Aterian Sets Sights on Profitability in 2024 After Streamlining Operations

Aterian, Inc. (NASDAQ:ATER), a technology-enabled consumer products company, has been on a mission to focus, simplify, and stabilize its core business in recent quarters. The company's efforts appear to be paying off, as it reported improved financial metrics in the first quarter of 2024 and provided an optimistic outlook for the remainder of the year.

Financials

In 2023, Aterian experienced significant losses, with an annual net income of -$74,564,000 and annual revenue of $142,566,000. The company's annual operating cash flow and free cash flow were -$13,388,000 and -$13,632,000, respectively. However, the first quarter of 2024 saw a marked improvement in the company's performance.

For the first quarter of 2024, Aterian reported a net revenue of $20.2 million, a 42% decrease from the $34.9 million reported in the same period of the prior year. This decline was primarily due to the company's strategic SKU rationalization efforts, which involved reducing the number of products it offers to focus on its core, more profitable items. Excluding the impact of these SKU rationalization efforts, the company's sustained revenue would have only decreased by approximately 25% year-over-year.

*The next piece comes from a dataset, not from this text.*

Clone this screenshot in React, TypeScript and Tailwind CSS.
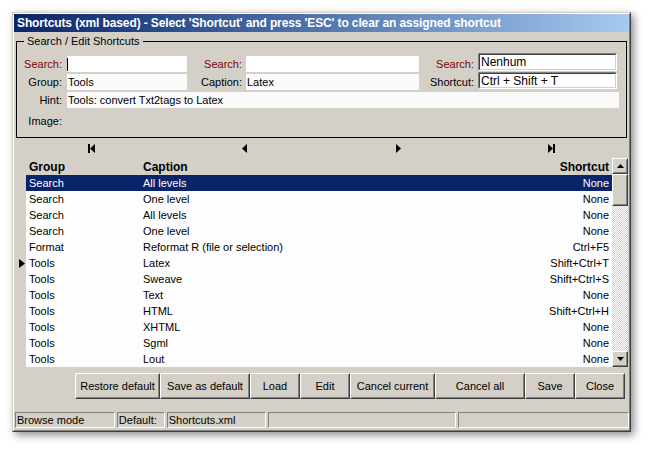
import React from "react";

const rows: [string, string, string][] = [
  ["Search", "All levels", "None"],
  ["Search", "One level", "None"],
  ["Search", "All levels", "None"],
  ["Search", "One level", "None"],
  ["Format", "Reformat R (file or selection)", "Ctrl+F5"],
  ["Tools", "Latex", "Shift+Ctrl+T"],
  ["Tools", "Sweave", "Shift+Ctrl+S"],
  ["Tools", "Text", "None"],
  ["Tools", "HTML", "Shift+Ctrl+H"],
  ["Tools", "XHTML", "None"],
  ["Tools", "Sgml", "None"],
  ["Tools", "Lout", "None"],
];

function Raised({ className, children }: { className: string; children?: React.ReactNode }) {
  return (
    <div className={`${className} border border-t-white border-l-white border-r-[#404040] border-b-[#404040]`}>
      <div className="h-full border border-t-transparent border-l-transparent border-r-[#808080] border-b-[#808080] flex items-center justify-center">
        {children}
      </div>
    </div>
  );
}

function Btn({ label, w }: { label: string; w: string }) {
  return <Raised className={`${w} h-[26px] text-[11px]`}>{label}</Raised>;
}

function Sunken({ className, children }: { className: string; children?: React.ReactNode }) {
  return (
    <div className={`${className} border border-t-[#808080] border-l-[#808080] border-r-white border-b-white`}>
      <div className="h-full border border-t-[#404040] border-l-[#404040] border-r-[#d4d0c8] border-b-[#d4d0c8] bg-white pl-[1px] flex items-center leading-none">
        {children}
      </div>
    </div>
  );
}

function Status({ className, children }: { className: string; children?: React.ReactNode }) {
  return (
    <div className={`${className} h-[16px] border border-t-[#808080] border-l-[#808080] border-r-white border-b-white pl-[1px] flex items-center text-[11px] leading-none`}>
      {children}
    </div>
  );
}

function Tri({ dir }: { dir: "first" | "prior" | "next" | "last" }) {
  return (
    <svg width="10" height="9" viewBox="0 0 10 9">
      {dir === "first" && (
        <>
          <rect x="1" y="0" width="2" height="9" fill="#000" />
          <path d="M3 4.5 L8 0 L8 9 Z" fill="#000" />
        </>
      )}
      {dir === "prior" && <path d="M2 4.5 L7 0 L7 9 Z" fill="#000" />}
      {dir === "next" && <path d="M3 0 L8 4.5 L3 9 Z" fill="#000" />}
      {dir === "last" && (
        <>
          <path d="M2 0 L7 4.5 L2 9 Z" fill="#000" />
          <rect x="7" y="0" width="2" height="9" fill="#000" />
        </>
      )}
    </svg>
  );
}

export default function App() {
  return (
    <div className="w-[651px] h-[452px] bg-white overflow-hidden pt-[12px] pl-[12px] font-['Liberation_Sans',Arial,sans-serif] text-black">
      <div className="w-[619px] h-[420px] bg-[#d4d0c8] border border-t-[#d4d0c8] border-l-[#d4d0c8] border-r-[#404040] border-b-[#404040] shadow-[3px_3px_8px_rgba(0,0,0,0.45)]">
        <div className="h-full border border-t-white border-l-white border-r-[#808080] border-b-[#808080] flex flex-col">
          {/* title bar */}
          <div className="h-[18px] bg-linear-to-r from-[#0a246a] to-[#a6caf0] flex items-center pl-[3px] text-white font-bold text-[12px] tracking-[-0.12px] whitespace-nowrap">
            Shortcuts (xml based) - Select 'Shortcut' and press 'ESC' to clear an assigned shortcut
          </div>

          {/* search / edit group */}
          <fieldset className="mx-[2px] mt-[3px] border border-black pb-[8px] min-w-0 text-[11px]">
            <legend className="ml-[7px] px-[3px] leading-[13px]">Search / Edit Shortcuts</legend>
            <div className="mt-[5px] flex h-[19px]">
              <div className="w-[45px] h-[16px] self-end flex items-center justify-end text-[#800000]">Search:</div>
              <div className="ml-[5px] w-[120px] h-[16px] self-end bg-white flex items-center">
                <div className="w-[1px] h-[13px] bg-black" />
              </div>
              <div className="w-[55px] h-[16px] self-end flex items-center justify-end text-[#800000]">Search:</div>
              <div className="ml-[4px] w-[173px] h-[16px] self-end bg-white" />
              <div className="w-[55px] h-[16px] self-end flex items-center justify-end text-[#800000]">Search:</div>
              <Sunken className="ml-[4px] w-[139px] h-[18px] self-start text-[12px]">Nenhum</Sunken>
            </div>
            <div className="flex h-[18px]">
              <div className="w-[45px] h-[16px] self-end flex items-center justify-end">Group:</div>
              <div className="ml-[5px] w-[120px] h-[16px] self-end bg-[#fafafa] pl-[1px] flex items-center">Tools</div>
              <div className="w-[55px] h-[16px] self-end flex items-center justify-end">Caption:</div>
              <div className="ml-[4px] w-[173px] h-[16px] self-end bg-[#fafafa] pl-[1px] flex items-center">Latex</div>
              <div className="w-[55px] h-[16px] self-end flex items-center justify-end">Shortcut:</div>
              <Sunken className="ml-[4px] w-[139px] h-[17px] self-start text-[12px]">Ctrl + Shift + T</Sunken>
            </div>
            <div className="mt-[2px] flex h-[16px]">
              <div className="w-[45px] flex items-center justify-end">Hint:</div>
              <div className="ml-[5px] w-[552px] bg-[#fafafa] pl-[1px] flex items-center">Tools: convert Txt2tags to Latex</div>
            </div>
            <div className="mt-[5px] flex h-[16px]">
              <div className="w-[45px] flex items-center justify-end">Image:</div>
            </div>
          </fieldset>

          {/* navigator */}
          <div className="mx-[2px] h-[20px] grid grid-cols-4">
            <div className="flex items-center justify-center"><Tri dir="first" /></div>
            <div className="flex items-center justify-center"><Tri dir="prior" /></div>
            <div className="flex items-center justify-center"><Tri dir="next" /></div>
            <div className="flex items-center justify-center"><Tri dir="last" /></div>
          </div>

          {/* grid */}
          <div className="mr-[1px] h-[209px] flex">
            <div className="flex-1 flex flex-col">
              <div className="h-[17px] flex items-center font-bold text-[12px]">
                <div className="w-[12px]" />
                <div className="w-[114px] pl-[3px]">Group</div>
                <div className="flex-1 pl-[3px]">Caption</div>
                <div className="pr-[3px]">Shortcut</div>
              </div>
              {rows.map(([g, c, s], i) => (
                <div key={i} className="h-[16px] flex text-[11px]">
                  <div className="w-[12px] flex items-center justify-end pr-[1px]">
                    {i === 5 && (
                      <svg width="6" height="9" viewBox="0 0 6 9">
                        <path d="M0 0 L6 4.5 L0 9 Z" fill="#000" />
                      </svg>
                    )}
                  </div>
                  <div className={`flex-1 flex items-center ${i === 0 ? "bg-[#0a246a] text-white" : "bg-[#fdfdfd]"}`}>
                    <div className="w-[114px] pl-[3px]">{g}</div>
                    <div className="flex-1 pl-[3px]">{c}</div>
                    <div className="pr-[3px]">{s}</div>
                  </div>
                </div>
              ))}
            </div>
            <div className="w-[16px] flex flex-col">
              <Raised className="h-[16px] bg-[#d4d0c8]">
                <svg width="7" height="4" viewBox="0 0 7 4"><path d="M3.5 0 L7 4 L0 4 Z" fill="#000" /></svg>
              </Raised>
              <Raised className="h-[32px] bg-[#d4d0c8]" />
              <div className="flex-1 bg-[repeating-conic-gradient(#d4d0c8_0_25%,#ffffff_0_50%)] bg-[length:2px_2px]" />
              <Raised className="h-[16px] bg-[#d4d0c8]">
                <svg width="7" height="4" viewBox="0 0 7 4"><path d="M0 0 L7 0 L3.5 4 Z" fill="#000" /></svg>
              </Raised>
            </div>
          </div>

          {/* buttons */}
          <div className="mt-[6px] flex justify-end pr-[4px]">
            <Btn label="Restore default" w="w-[85px]" />
            <Btn label="Save as default" w="w-[90px]" />
            <Btn label="Load" w="w-[50px]" />
            <Btn label="Edit" w="w-[50px]" />
            <Btn label="Cancel current" w="w-[85px]" />
            <Btn label="Cancel all" w="w-[90px]" />
            <Btn label="Save" w="w-[50px]" />
            <Btn label="Close" w="w-[50px]" />
          </div>

          {/* status bar */}
          <div className="mt-[13px] ml-[1px] flex">
            <Status className="w-[100px]">Browse mode</Status>
            <Status className="ml-[2px] w-[48px]">Default:</Status>
            <Status className="ml-[2px] w-[99px]">Shortcuts.xml</Status>
            <Status className="ml-[2px] w-[189px]" />
            <Status className="ml-[2px] w-[171px]" />
          </div>
        </div>
      </div>
    </div>
  );
}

Despite the revenue decline, Aterian's gross margin improved significantly, increasing to 65.1% in the first quarter of 2024 from 54.8% in the same period of the prior year. This improvement was driven by the positive impact of the SKU rationalization efforts, favorable product mix, and lower liquidation of high-cost inventory compared to the prior period.

The company's contribution margin, a key metric that excludes fixed costs, also improved substantially, reaching 14.1% in the first quarter of 2024 compared to 5.9% in the same period of the prior year. This increase was primarily attributable to the SKU rationalization efforts and lower liquidation of higher-cost inventory, partially offset by ongoing competitive pricing pressures.

Aterian's operating loss for the first quarter of 2024 was $5.3 million, a significant improvement from the $25.0 million loss reported in the same period of the prior year. This improvement was driven by the increase in contribution margin, a reduction in fixed costs (including non-cash stock compensation), and the absence of intangible write-offs that were present in the prior-year period.

The company's net loss for the first quarter of 2024 was $5.2 million, an 80% improvement from the $25.8 million net loss reported in the same period of the prior year. Aterian's adjusted EBITDA loss for the quarter was $2.6 million, a 38.4% improvement from the $4.3 million adjusted EBITDA loss in the first quarter of 2023.

Liquidity

Aterian's balance sheet showed mixed results, with cash of $17.5 million as of March 31, 2024, down from $20.0 million at the end of 2023. The company's inventory level decreased to $18.5 million as of March 31, 2024, from $20.4 million at the end of 2023 and $40.4 million in the year-ago quarter. Additionally, Aterian's credit facility balance decreased to $9.4 million as of March 31, 2024, down from $11.1 million at the end of 2023 and $19.1 million in the prior-year period.

Outlook

Looking ahead, Aterian provided guidance for the second quarter of 2024, expecting net revenue to be between $20 million and $23 million, representing a 39% decrease from the $35.3 million reported in the same period of the prior year. However, the company noted that when adjusting for the impact of its SKU rationalization efforts, the revenue decline would only be approximately 15% year-over-year.

For the second quarter of 2024, Aterian expects an adjusted EBITDA loss in the range of $1 million to $2 million, representing an 81% improvement from the $5.3 million adjusted EBITDA loss reported in the same period of the prior year. The company remains confident in its ability to achieve adjusted EBITDA profitability in the second half of 2024, stating that it has sufficient cash above its covenant to do so without the need for additional equity financing.

Conclusion

Aterian's focus on streamlining its operations, rationalizing its product portfolio, and improving its financial metrics appears to be yielding positive results. The company's improved gross margin, contribution margin, and reduced losses suggest that its efforts to "focus, simplify, and stabilize" are starting to bear fruit.

Looking ahead, Aterian's management team remains optimistic about the company's prospects, citing its strong balance sheet, dedicated workforce, and the continued execution of its strategic initiatives. While the macroeconomic environment remains uncertain, Aterian's ability to navigate these challenges and position itself for profitability in the second half of 2024 will be closely watched by investors and industry observers alike.